WORK TO DO: Read through the entries below and return each line with the word "index".

# START OF RECORDED INFORMATION

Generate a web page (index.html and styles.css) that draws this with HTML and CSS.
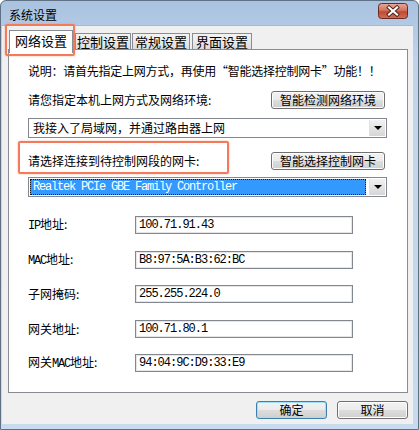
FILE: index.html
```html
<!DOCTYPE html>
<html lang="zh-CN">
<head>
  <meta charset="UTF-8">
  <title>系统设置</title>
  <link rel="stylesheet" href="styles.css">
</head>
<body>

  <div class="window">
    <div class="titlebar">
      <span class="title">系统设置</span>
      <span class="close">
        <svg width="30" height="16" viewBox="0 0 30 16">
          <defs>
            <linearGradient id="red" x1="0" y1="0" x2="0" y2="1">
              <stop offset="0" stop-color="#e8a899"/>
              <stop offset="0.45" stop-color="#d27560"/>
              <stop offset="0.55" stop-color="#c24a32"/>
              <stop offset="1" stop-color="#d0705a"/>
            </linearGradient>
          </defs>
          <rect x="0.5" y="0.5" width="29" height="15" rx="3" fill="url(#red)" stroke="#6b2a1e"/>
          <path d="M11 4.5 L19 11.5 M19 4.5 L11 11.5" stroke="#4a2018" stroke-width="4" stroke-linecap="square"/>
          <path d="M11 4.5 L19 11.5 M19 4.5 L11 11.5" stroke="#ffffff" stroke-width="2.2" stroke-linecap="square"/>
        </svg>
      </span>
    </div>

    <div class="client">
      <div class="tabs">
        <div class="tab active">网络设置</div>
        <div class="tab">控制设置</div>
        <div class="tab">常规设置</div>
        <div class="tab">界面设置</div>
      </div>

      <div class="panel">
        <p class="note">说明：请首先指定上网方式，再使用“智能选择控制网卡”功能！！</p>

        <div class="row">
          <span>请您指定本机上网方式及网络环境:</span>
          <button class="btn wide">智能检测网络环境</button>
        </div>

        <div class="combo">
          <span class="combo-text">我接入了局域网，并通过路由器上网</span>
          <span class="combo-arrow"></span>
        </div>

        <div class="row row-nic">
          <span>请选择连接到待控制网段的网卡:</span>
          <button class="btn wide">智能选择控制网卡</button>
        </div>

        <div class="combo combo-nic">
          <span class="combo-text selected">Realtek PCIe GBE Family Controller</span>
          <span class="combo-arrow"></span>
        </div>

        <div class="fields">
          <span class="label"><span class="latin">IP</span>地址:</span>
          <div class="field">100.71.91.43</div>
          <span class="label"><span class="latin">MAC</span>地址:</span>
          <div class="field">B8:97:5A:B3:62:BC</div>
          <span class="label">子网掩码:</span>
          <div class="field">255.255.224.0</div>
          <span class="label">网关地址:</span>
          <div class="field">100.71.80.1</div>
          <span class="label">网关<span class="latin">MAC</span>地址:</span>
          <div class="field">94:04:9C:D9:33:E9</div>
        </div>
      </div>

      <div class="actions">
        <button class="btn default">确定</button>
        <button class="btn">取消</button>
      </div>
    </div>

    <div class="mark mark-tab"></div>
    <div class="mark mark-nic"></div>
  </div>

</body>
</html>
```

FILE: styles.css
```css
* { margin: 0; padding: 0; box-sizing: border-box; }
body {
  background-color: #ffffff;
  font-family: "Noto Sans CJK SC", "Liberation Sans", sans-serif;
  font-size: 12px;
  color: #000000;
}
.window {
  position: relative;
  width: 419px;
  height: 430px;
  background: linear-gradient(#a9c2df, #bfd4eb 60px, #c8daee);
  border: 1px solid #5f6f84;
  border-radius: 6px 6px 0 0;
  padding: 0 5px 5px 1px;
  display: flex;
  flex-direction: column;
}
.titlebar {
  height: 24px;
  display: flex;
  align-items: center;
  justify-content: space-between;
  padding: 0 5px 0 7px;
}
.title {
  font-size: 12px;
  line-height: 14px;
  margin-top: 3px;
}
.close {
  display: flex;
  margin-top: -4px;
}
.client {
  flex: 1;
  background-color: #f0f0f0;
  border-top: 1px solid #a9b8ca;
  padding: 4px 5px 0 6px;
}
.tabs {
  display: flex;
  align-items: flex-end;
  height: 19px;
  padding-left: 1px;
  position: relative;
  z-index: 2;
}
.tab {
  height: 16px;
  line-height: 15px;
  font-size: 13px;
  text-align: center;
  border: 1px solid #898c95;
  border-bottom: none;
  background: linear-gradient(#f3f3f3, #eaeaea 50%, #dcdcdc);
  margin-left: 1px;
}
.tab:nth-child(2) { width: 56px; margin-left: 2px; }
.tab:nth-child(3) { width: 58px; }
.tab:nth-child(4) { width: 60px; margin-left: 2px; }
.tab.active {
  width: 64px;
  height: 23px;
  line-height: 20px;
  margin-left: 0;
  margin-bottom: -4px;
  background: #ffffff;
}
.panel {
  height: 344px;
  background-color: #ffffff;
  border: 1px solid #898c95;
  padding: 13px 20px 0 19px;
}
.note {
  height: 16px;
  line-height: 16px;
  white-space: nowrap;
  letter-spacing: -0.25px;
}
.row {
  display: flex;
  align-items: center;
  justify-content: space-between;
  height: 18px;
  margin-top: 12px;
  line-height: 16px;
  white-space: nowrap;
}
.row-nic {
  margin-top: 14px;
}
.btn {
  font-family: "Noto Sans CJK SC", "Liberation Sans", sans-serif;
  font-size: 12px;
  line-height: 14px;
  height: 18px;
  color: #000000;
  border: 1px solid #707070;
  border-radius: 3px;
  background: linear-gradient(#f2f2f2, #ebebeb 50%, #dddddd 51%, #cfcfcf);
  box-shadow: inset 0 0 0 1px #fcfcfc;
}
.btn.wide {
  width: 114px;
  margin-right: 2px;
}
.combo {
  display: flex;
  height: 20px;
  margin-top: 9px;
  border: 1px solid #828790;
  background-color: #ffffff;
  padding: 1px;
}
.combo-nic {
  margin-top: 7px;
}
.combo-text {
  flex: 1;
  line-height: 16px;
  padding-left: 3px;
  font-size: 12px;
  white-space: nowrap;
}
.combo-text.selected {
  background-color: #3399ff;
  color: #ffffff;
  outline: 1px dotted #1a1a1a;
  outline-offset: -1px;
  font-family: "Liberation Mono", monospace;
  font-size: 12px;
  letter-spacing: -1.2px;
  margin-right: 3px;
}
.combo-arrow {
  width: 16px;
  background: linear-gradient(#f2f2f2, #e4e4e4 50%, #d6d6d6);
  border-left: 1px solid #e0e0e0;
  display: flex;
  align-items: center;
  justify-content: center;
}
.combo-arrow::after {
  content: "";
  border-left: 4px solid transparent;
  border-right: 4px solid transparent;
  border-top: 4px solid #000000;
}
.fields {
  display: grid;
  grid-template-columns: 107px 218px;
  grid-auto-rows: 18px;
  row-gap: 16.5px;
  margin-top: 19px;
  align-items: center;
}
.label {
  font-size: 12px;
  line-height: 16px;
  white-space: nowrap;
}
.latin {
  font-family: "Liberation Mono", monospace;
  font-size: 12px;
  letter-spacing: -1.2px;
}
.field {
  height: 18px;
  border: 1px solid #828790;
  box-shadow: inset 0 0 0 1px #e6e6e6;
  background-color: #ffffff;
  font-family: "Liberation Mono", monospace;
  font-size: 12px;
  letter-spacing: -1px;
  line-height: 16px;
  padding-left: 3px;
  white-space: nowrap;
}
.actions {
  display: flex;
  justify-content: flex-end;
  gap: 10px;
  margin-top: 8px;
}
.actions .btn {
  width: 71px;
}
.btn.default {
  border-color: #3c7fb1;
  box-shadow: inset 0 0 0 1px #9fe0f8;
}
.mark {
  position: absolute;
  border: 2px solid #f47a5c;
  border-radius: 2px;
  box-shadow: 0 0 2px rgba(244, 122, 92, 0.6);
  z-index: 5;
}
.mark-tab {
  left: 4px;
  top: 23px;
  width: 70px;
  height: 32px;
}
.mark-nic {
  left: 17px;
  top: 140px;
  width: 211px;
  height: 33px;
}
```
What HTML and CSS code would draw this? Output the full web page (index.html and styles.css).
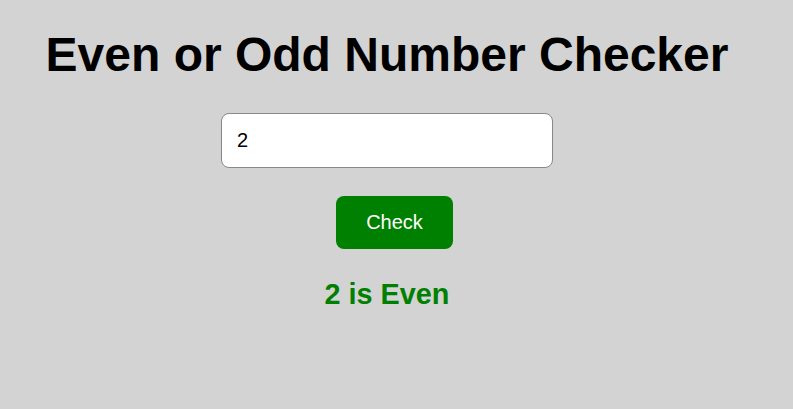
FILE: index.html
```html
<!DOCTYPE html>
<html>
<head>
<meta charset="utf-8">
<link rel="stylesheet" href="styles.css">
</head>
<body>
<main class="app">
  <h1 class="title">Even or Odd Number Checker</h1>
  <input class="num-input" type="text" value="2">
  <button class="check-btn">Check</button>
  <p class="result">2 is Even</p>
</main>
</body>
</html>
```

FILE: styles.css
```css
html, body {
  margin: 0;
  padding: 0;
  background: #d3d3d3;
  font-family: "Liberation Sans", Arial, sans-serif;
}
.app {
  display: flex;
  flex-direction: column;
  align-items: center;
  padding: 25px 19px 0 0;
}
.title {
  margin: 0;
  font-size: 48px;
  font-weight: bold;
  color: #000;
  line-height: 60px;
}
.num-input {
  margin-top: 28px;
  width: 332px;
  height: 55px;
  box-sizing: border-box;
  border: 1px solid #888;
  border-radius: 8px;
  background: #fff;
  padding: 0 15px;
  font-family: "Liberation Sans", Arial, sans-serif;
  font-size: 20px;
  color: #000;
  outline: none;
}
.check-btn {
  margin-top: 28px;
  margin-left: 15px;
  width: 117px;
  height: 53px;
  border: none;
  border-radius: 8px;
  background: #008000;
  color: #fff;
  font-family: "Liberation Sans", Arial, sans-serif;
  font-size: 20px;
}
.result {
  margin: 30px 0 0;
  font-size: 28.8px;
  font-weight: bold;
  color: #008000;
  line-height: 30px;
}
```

# END OF RECORDED INFORMATION

RESPONSE BELOW:
Generate a web page (index.html and styles.css) that draws this with HTML and CSS.
FILE: index.html
  z-index: 2;
  z-index: 5;
What HTML and CSS code would draw this? Output the full web page (index.html and styles.css).
FILE: index.html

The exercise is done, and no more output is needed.